**EXERCISE INSTRUCTIONS**
Scan the data below for the string "React". Copy every line where it appears.

-----

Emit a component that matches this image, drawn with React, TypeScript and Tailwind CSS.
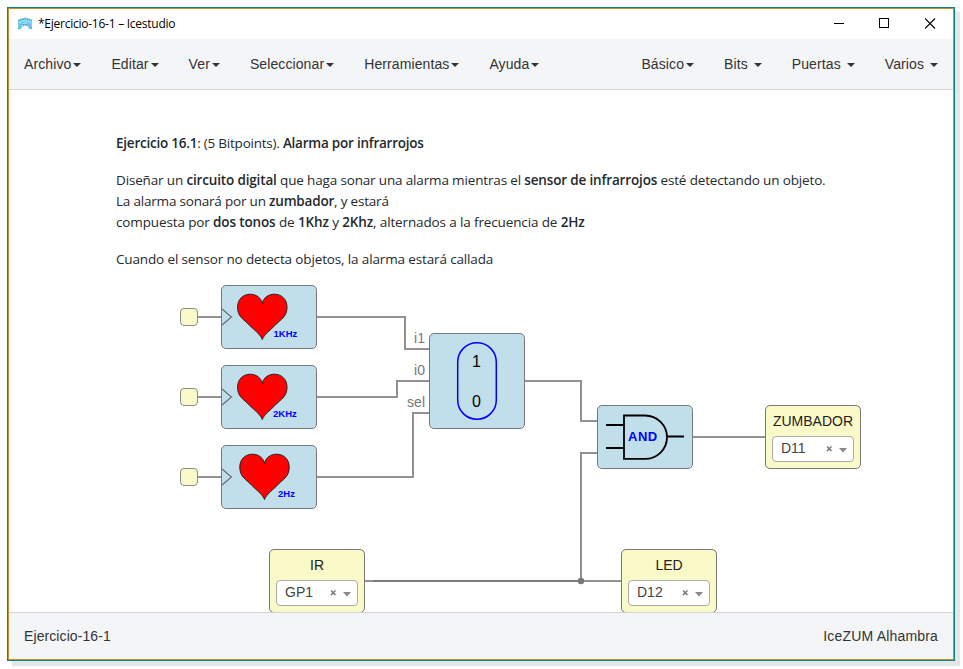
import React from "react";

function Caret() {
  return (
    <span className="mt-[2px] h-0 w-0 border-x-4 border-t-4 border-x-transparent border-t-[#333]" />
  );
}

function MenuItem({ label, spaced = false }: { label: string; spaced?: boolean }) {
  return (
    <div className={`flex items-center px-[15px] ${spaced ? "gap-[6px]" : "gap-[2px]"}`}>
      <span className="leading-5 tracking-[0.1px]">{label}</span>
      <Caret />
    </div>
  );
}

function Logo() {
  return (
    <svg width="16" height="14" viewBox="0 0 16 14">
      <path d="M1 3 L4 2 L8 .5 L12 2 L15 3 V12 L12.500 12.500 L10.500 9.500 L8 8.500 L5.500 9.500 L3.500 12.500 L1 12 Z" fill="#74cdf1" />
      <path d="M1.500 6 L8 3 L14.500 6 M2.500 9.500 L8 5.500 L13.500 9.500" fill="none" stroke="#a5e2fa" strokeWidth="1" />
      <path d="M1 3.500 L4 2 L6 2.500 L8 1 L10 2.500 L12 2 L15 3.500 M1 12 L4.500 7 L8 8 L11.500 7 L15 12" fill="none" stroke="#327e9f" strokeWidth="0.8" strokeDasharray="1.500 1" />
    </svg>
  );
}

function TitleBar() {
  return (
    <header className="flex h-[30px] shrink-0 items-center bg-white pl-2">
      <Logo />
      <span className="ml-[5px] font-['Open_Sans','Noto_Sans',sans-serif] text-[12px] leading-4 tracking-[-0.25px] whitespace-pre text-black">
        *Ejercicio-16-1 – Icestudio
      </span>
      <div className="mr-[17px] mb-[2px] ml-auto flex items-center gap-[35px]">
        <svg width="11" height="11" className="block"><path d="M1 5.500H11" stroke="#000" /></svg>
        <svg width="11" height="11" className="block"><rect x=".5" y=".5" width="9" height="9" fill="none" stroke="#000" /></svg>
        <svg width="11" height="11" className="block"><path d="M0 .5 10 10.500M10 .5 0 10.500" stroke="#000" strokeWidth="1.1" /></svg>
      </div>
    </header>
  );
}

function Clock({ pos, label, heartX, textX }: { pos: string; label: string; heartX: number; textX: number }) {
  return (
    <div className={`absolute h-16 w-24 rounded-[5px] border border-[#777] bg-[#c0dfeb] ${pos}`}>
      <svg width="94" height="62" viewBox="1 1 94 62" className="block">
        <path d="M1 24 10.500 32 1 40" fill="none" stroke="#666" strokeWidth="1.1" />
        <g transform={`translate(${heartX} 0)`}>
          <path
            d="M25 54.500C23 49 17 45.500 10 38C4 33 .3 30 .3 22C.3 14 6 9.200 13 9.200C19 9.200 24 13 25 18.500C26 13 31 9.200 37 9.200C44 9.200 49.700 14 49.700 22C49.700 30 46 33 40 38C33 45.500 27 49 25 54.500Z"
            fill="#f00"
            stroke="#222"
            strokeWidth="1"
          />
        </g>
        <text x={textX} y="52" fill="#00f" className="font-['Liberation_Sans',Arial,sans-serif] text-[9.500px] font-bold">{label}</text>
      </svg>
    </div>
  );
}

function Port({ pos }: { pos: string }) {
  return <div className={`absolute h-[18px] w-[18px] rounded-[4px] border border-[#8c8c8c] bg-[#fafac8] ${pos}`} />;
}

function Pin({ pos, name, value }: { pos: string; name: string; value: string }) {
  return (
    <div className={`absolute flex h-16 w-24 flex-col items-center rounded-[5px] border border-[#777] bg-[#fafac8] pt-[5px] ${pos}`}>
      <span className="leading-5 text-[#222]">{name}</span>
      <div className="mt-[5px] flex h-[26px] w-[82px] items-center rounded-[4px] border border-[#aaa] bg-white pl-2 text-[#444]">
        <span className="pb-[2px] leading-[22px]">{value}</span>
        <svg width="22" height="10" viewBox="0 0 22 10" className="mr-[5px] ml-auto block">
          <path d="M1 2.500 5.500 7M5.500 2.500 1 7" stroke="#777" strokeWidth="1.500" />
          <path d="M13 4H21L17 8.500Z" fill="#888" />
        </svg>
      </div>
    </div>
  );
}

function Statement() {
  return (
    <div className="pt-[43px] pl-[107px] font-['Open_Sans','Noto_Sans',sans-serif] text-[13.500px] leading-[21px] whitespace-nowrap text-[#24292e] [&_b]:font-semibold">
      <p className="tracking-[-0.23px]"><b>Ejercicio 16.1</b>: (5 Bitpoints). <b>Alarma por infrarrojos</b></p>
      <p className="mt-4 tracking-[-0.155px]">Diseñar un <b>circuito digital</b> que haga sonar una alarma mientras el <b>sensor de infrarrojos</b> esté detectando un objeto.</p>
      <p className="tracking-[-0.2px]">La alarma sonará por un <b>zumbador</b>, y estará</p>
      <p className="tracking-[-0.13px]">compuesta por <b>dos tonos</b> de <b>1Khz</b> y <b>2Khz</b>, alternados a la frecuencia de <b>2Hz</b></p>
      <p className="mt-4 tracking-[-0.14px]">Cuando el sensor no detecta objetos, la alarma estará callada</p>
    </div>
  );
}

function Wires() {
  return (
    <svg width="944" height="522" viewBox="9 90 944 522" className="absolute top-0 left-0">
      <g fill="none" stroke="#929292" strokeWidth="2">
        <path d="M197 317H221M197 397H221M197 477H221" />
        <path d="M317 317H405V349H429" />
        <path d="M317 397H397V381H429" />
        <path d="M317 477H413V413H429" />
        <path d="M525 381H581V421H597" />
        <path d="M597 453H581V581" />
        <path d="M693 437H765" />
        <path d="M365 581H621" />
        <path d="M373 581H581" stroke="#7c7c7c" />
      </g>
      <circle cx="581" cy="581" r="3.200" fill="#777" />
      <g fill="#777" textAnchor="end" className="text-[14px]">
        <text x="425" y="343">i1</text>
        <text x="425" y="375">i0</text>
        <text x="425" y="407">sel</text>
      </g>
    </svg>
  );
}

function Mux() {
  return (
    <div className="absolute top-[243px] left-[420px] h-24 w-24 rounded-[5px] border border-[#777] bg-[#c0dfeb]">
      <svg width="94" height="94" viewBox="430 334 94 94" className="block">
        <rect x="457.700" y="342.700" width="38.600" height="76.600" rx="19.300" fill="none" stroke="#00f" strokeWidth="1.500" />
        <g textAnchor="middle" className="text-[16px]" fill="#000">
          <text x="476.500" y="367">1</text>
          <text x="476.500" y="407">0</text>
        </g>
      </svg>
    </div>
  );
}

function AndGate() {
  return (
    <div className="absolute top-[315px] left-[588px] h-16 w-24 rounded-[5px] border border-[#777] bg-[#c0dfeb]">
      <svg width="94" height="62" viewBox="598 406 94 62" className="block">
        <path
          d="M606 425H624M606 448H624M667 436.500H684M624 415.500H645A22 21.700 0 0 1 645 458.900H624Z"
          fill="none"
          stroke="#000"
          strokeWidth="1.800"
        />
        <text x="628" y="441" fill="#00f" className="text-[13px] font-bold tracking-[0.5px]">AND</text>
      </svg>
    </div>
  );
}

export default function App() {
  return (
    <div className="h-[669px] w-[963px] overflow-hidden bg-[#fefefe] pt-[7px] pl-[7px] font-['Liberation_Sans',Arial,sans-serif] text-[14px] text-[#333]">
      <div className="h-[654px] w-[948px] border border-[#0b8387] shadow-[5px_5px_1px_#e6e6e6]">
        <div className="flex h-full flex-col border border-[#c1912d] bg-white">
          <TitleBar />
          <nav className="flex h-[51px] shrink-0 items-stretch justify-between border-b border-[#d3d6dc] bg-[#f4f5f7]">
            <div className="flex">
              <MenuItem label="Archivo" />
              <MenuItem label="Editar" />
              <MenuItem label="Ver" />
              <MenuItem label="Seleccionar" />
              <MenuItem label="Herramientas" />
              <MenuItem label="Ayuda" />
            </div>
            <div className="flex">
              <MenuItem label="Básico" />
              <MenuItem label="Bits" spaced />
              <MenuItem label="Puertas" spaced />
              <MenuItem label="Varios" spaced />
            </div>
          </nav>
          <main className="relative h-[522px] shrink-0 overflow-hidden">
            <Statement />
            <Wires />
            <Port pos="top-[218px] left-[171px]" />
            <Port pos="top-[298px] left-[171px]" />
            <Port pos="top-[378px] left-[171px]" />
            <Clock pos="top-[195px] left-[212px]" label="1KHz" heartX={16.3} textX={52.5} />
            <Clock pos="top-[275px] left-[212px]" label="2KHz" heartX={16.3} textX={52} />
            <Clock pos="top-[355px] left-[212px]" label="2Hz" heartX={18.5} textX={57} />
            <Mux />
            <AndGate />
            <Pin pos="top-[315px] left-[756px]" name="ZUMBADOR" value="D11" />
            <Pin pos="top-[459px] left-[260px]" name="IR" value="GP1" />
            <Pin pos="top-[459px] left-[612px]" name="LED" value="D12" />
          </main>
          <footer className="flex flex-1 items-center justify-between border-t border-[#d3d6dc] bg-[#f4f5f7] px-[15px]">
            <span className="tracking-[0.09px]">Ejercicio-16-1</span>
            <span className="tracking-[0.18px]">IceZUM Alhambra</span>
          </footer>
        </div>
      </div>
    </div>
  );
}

-----

**CORRECT ANSWER**
Emit a component that matches this image, drawn with React, TypeScript and Tailwind CSS.
import React from "react";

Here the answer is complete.